The charges echo the epic collapses of other real-estate fortunes in some of Asia’s largest economies, particularly China. There’s Country Garden Holdings chairwoman Yang Huiyan, for instance, whose company suspended shares last week following its default on overseas debt in October of last year as just the latest developments in its deepening debt crisis. When the company missed its overseas debt payment, it had $187 billion in liabilities, and had been unloading assets and selling shares to stave off its debt obligations for months. In November, Country Garden said it needed to repay nearly $15 billion in debt within the next 12 months, while disclosing a $7.1 billion loss for the first six months of the year.

Its rival real estate group, Evergrande, led by CEO Hui Ka Yan, filed for bankruptcy protection last August, while China's securities regulator hit the property giant with a $78 billion fraud accusation for inflating its revenue from 2019 through 2020. It's one of the largest fraud cases in the country’s history. The CEO was arrested last September on suspicion of financial crimes, Evergrande said in a filing to the Hong Kong stock exchange.

The biggest charge against My Lan was embezzling funds from Saigon Commercial Bank (SCB) between February 2018 and October 2022. The five-week trial was conducted under tight security at the Ho Chi Minh City People’s Court, where more than 80 other people including central bank officials have been charged in the case, including My Lan's husband and niece.

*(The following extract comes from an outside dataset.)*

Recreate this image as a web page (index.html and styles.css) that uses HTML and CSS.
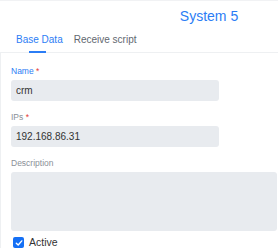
FILE: index.html
```html
<!DOCTYPE html>
<html lang="en">
<head>
    <meta charset="UTF-8">
    <meta name="viewport" content="width=device-width, initial-scale=1.0">
    <title>System 5</title>
    <link rel="stylesheet" href="styles.css">
</head>
<body>
    <div class="dialog">
        <div class="header">
            <h1>System 5</h1>
        </div>

        <div class="tabs">
            <div class="tab active">Base Data</div>
            <div class="tab">Receive script</div>
        </div>

        <form class="content">
            <label class="focused" for="name">Name <span class="req">*</span></label>
            <input type="text" id="name" value="crm">

            <label for="ips">IPs <span class="req">*</span></label>
            <input type="text" id="ips" value="192.168.86.31">

            <label for="description">Description</label>
            <textarea id="description"></textarea>

            <div class="check">
                <span class="box">
                    <svg width="8" height="8" viewBox="0 0 8 8"><path d="M1.3 4.2 L3.2 6 L6.8 1.9" fill="none" stroke="white" stroke-width="1.4" stroke-linecap="round" stroke-linejoin="round"/></svg>
                </span>
                Active
            </div>
        </form>
    </div>
</body>
</html>
```

FILE: styles.css
```css
body {
    font-family: 'Liberation Sans', Arial, sans-serif;
    background-color: white;
    margin: 0;
    padding: 0;
    overflow: hidden;
}
.dialog {
    width: 418px;
    border-top: 1px solid #f1f2f4;
}
.header {
    display: flex;
    justify-content: center;
    padding-top: 7px;
    height: 17px;
}
.header h1 {
    margin: 0;
    font-size: 14px;
    line-height: 16px;
    font-weight: normal;
    color: #2b7df5;
}
.tabs {
    display: flex;
    gap: 11px;
    padding: 9px 0 0 16px;
    border-bottom: 1px solid #eef0f2;
}
.tab {
    font-size: 10px;
    line-height: 12px;
    color: #62686f;
    height: 18px;
}
.tab.active {
    color: #2b7df5;
    position: relative;
}
.tab.active::after {
    content: "";
    position: absolute;
    left: 13px;
    width: 17px;
    bottom: -1px;
    height: 2px;
    background: #2b7df5;
}
.content {
    display: flex;
    flex-direction: column;
    align-items: flex-start;
    padding: 13px 0 0 10px;
    border-left: 1px solid #eef0f2;
}
label {
    font-size: 8.5px;
    line-height: 10px;
    color: #8a9097;
    margin-bottom: 4px;
}
label.focused {
    color: #2b7df5;
}
.req {
    color: #e53935;
}
input, textarea {
    border: none;
    border-radius: 3px;
    background: #e8ebef;
    font-family: inherit;
    font-size: 10px;
    color: #333;
    outline: none;
}
input {
    width: 198px;
    height: 21px;
    padding: 0 5px;
    margin-bottom: 11px;
}
textarea {
    width: 266px;
    height: 59px;
    padding: 0;
    resize: none;
    margin-bottom: 6px;
}
.check {
    display: flex;
    align-items: center;
    gap: 5px;
    font-size: 10.5px;
    line-height: 11px;
    color: #333;
    margin-left: 2px;
}
.box {
    width: 11px;
    height: 11px;
    border-radius: 2px;
    background: #1570f5;
    display: flex;
    align-items: center;
    justify-content: center;
}
```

My Lan embezzled about $12 billion, and was convicted of taking out $44 billion in loans from the bank between 2012 and 2022, according to Vietnamese online newspaper VN Express, accounting for more than 93% of the bank’s lending during that period. The verdict requires her to return $27 billion, a sum that exceeds the market capitalization of most Vietnamese banks. It prompted panic among depositors of SCB, triggering a run on the bank and, ultimately, the State Bank of Vietnam taking control of the lender. Since Vietnam’s criminal laws started applying embezzlement to non-government individuals in 2018, VN Express reported, My Lan's actions have been classified under that charge.